The UK is also offering its expertise in areas such as Maritime Domain Awareness, Illegal, Unregulated and Unreported Fishing and tackling environmental damage to coastal areas through our own world-renowned agencies, such as the Royal Navy’s MDA team and the UK’s Hydrographic Office.
It’s also about the economy, economic resilience and economic security.
Indeed, these are also the modern nomenclature of conflict. And the areas we must invest in to prevent said conflict. Across the world we have seen a disturbing rise in incidents of economic coercion that seek to exploit economic vulnerabilities and dependencies and undermine the foreign and domestic policies and sovereignty of countries around the world. We categorically oppose this behaviour, regardless of which country engages in them. We are committed to ensure that attempts to weaponise economic dependencies by forcing our partners to comply and conform will fail and face consequences.
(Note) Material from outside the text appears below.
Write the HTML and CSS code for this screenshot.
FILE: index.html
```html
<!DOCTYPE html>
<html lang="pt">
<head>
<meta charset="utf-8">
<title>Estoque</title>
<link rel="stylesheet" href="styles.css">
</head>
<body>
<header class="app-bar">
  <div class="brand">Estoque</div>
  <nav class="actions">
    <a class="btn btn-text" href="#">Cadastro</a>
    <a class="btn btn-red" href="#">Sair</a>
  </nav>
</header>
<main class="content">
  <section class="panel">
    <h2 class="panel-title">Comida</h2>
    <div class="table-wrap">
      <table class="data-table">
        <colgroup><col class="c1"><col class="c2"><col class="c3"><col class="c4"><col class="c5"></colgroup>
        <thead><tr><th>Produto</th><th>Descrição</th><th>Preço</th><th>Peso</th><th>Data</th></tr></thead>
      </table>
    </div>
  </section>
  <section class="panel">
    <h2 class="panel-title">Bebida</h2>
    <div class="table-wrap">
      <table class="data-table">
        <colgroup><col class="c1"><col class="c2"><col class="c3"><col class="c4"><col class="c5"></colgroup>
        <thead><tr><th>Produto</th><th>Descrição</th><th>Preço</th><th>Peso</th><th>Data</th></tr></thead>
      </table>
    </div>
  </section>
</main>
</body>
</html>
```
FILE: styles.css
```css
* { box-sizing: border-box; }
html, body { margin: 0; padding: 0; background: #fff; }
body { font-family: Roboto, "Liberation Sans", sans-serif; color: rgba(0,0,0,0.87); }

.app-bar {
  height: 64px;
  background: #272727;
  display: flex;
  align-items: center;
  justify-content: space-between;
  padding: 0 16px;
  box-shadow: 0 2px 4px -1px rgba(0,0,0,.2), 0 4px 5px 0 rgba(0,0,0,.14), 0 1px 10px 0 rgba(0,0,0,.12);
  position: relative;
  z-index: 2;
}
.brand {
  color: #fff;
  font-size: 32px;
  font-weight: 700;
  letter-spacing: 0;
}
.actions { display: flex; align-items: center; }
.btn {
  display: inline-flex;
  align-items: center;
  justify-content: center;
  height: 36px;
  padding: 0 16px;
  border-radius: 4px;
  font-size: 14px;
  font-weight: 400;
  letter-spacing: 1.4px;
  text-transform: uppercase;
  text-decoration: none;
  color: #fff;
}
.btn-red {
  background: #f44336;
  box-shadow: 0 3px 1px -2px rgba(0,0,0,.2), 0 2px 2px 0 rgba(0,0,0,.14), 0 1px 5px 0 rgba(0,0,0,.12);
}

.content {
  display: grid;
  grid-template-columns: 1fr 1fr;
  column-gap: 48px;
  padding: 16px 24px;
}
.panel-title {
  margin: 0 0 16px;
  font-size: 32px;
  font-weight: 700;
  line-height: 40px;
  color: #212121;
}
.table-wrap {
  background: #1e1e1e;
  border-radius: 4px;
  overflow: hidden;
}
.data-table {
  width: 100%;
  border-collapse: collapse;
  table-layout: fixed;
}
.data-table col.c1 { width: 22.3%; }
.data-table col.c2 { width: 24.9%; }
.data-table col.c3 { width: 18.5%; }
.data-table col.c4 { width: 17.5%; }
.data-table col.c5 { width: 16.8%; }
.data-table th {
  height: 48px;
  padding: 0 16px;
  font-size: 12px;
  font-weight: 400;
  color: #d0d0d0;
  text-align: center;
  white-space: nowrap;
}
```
So as the UK we will boost economic growth and opportunities through high-quality trade agreements and digital partnerships. Alongside our G7 partners, we are taking steps to end strategic dependency – on energy, investment and technology – and provide a credible alternative. We are working to unlock investment and collaborating with innovative private sector partners to develop and grow successful UK and Indo-Pacific partnerships.
At Hiroshima, G7 Leaders launched a new Coordination Platform on Economic Coercion. As part of this, Leaders committed to further promote cooperation with partners beyond the G7, and to coordinate, as appropriate, support to targeted states, economies and entities as a demonstration of solidarity and resolve to uphold the rule of law.
Through continuing to build strong partnerships and collaboration in this way, together we can ensure a more stable, peaceful and prosperous future for all.